Caribbean & African in Me

All that once was, seems to be slipping away. I see the darker things, the spiralling things as part of my illness. They’re not me, and I no longer wish to entertain them any longer.

A way from me dark thoughts!

Today in a couple of hours, I will be enjoying cultural Caribbean and African food in celebration of black history month.

African, French, Jewish, Irish, and maybe German exist within me.

All are me, yet none can solely define me, so I try to embrace all of them. After years of not being sure where I fit, I see I wasn’t meant to “fit” in anything other than be Canadian, and most importantly to be me.

Attention to all aspects of myself takes work, and is a challenge,yet a part of me they all are. To neglect one is to sell myself short. I can’t sell myself short. Allow myself to settle for less, I will not. There are so many ways I already adhere to them all:

The African in me from my father’s side has curly, thick hair. My skin is tanned. I love the spicy food, and add it to foods when I can. I love the warmth of the sun, bask in summer’s humidity, and feel the warmth of warm water. Yet, the Caucasian in me leaves my hair fine and soft. I love a good stew, and enjoy dancing in a ceilidh. I  yearn for the Island’s Northumberland Strait, and appreciate winter when it comes.

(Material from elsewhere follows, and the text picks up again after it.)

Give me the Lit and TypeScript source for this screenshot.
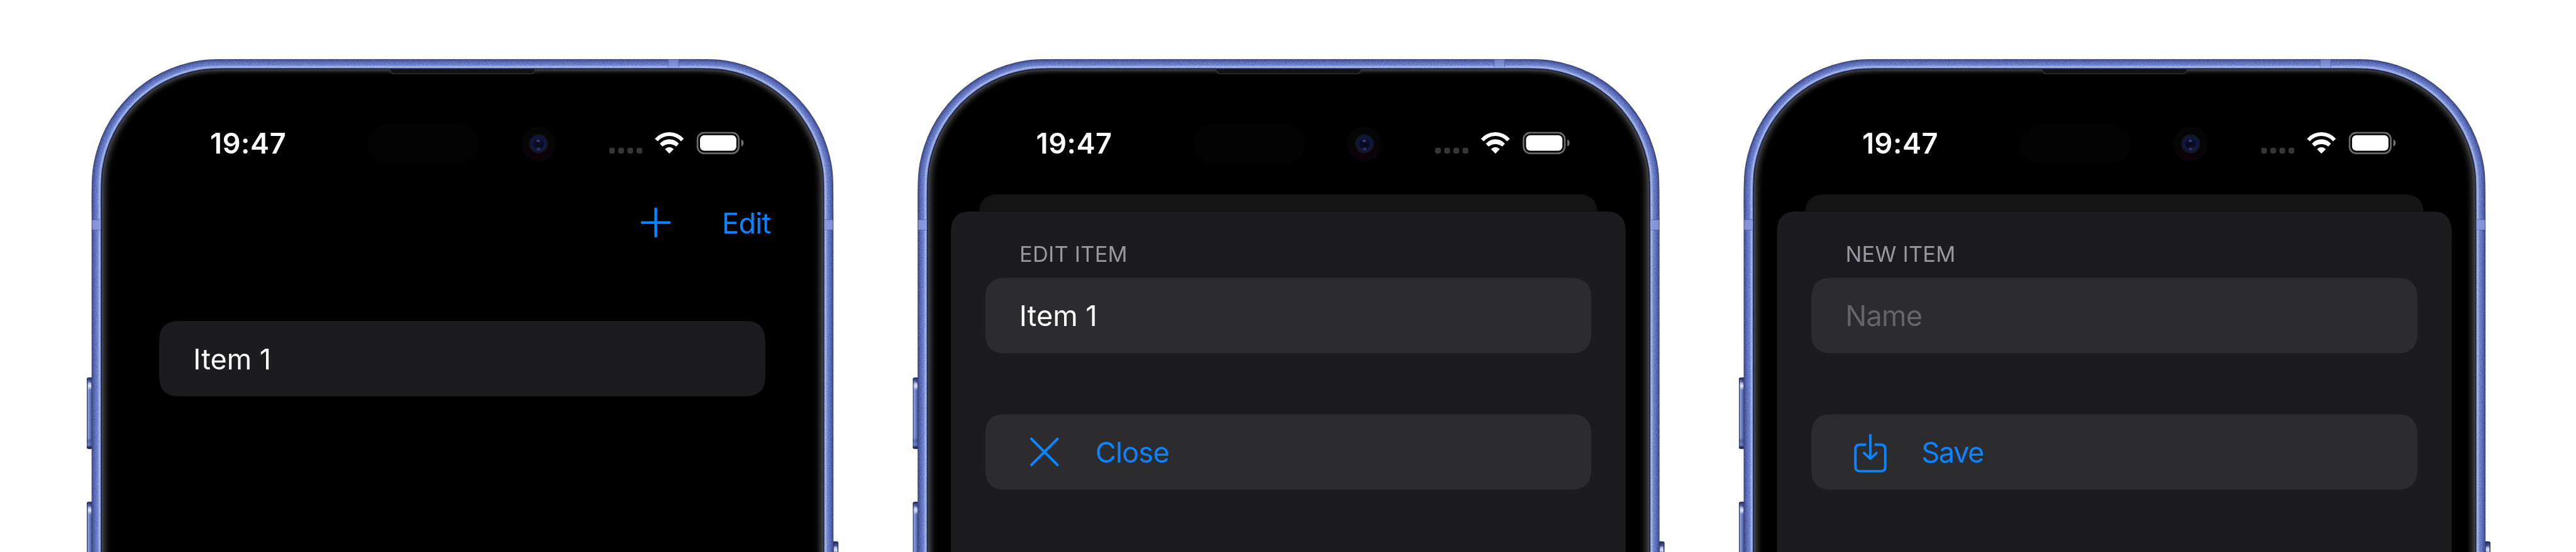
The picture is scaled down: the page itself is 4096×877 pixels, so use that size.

I have some Jewish ancestors from my mother’s side… Are they why I love reading the Torah, and the prophets? Are they why I wish Protestant churches would sing more of the Psalms? Yet the Christian, and perhaps God’s Spirit, within me breathes Jesus into the verses and sees King Jesus in the Psalms about the Messiah.

I think the French me cries for the acceptance of all sexuality between consensual adults and all gender identities, even though I’m asexual and aromantic. All are me and all are a apart of me.

Today, I will be celebrating the African in me that eventually came to the Caribbean. As I understand it, my ancestors were free black people and not slaves. At least, that’s what my dad told us. I’ll enjoy delicious food and learn about the people in Canada of African descent who shaped Canadian history, a brave move on their part given they came from warm climate to a not so warm climate. They’re part of my people, and I’m proud to celebrate them.

This was done during a writing workshop. Thank you to the fellow writer for the inspiration!